It seems to me that this issue COULD have been easily resolved by
experiment in Schrodinger's time.
[...]
After a week or so, the experimenter opens the
box. If the milk is observed to be spoiled, then clearly the collapse happened days ago, not just now by the conscious observation.
Schrodinger clearly believed that human consciousness was required to collapse the wave function into either the "live cat" state or "dead
cat" state. Penrose doesn't (see "Shadows of the Mind"). He suspects
that as the "measuring device" is made more complicated than a "quantum-sized" object, at some degree of complexity, it would cause an actual physical collapse of the wave function of the combined
"radioactive atom plus measuring device system". I suspect Penrose, not Schrodinger, is correct.
It seems to me that this issue COULD have been easily resolved by
experiment in Schrodinger's time. First, allow for the radioactive atom
to be removed from the box after the one-hour time interval that should produce a 50/50 chance of a decay. In addition, instead of putting a
cat in the box (which might have sufficient consciousness to itself
cause the collapse), just include a classical-sized "measurement device"

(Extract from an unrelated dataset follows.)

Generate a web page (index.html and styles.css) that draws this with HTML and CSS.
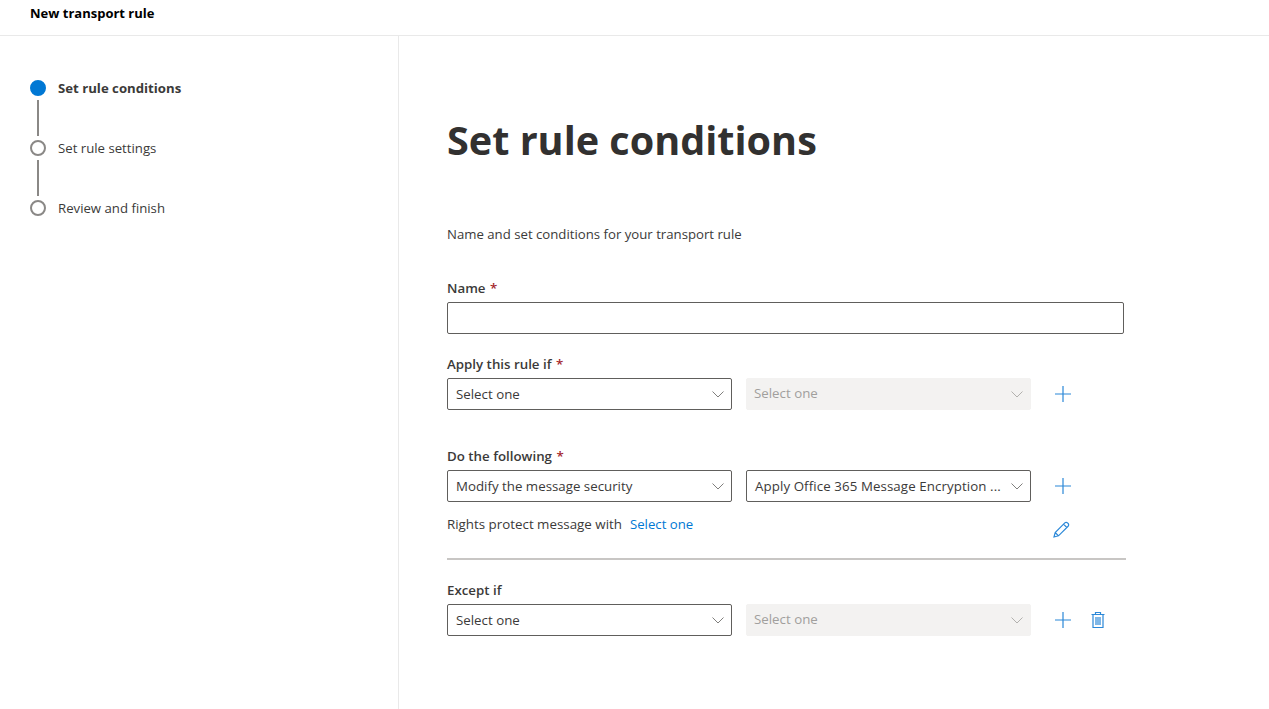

that would, upon a decay, turn off refrigeration of a bottle of milk in
the box. After the one-hour interval, the experimenter removes and
discards the radioactive atom from the box (without examining it to
determine if it has decayed), and the leaves the box undisturbed for a
week or so (without determining in any way whether the refrigeration had
been turned off or not). After a week or so, the experimenter opens the
box. If the milk is observed to be spoiled, then clearly the collapse happened days ago, not just now by the conscious observation.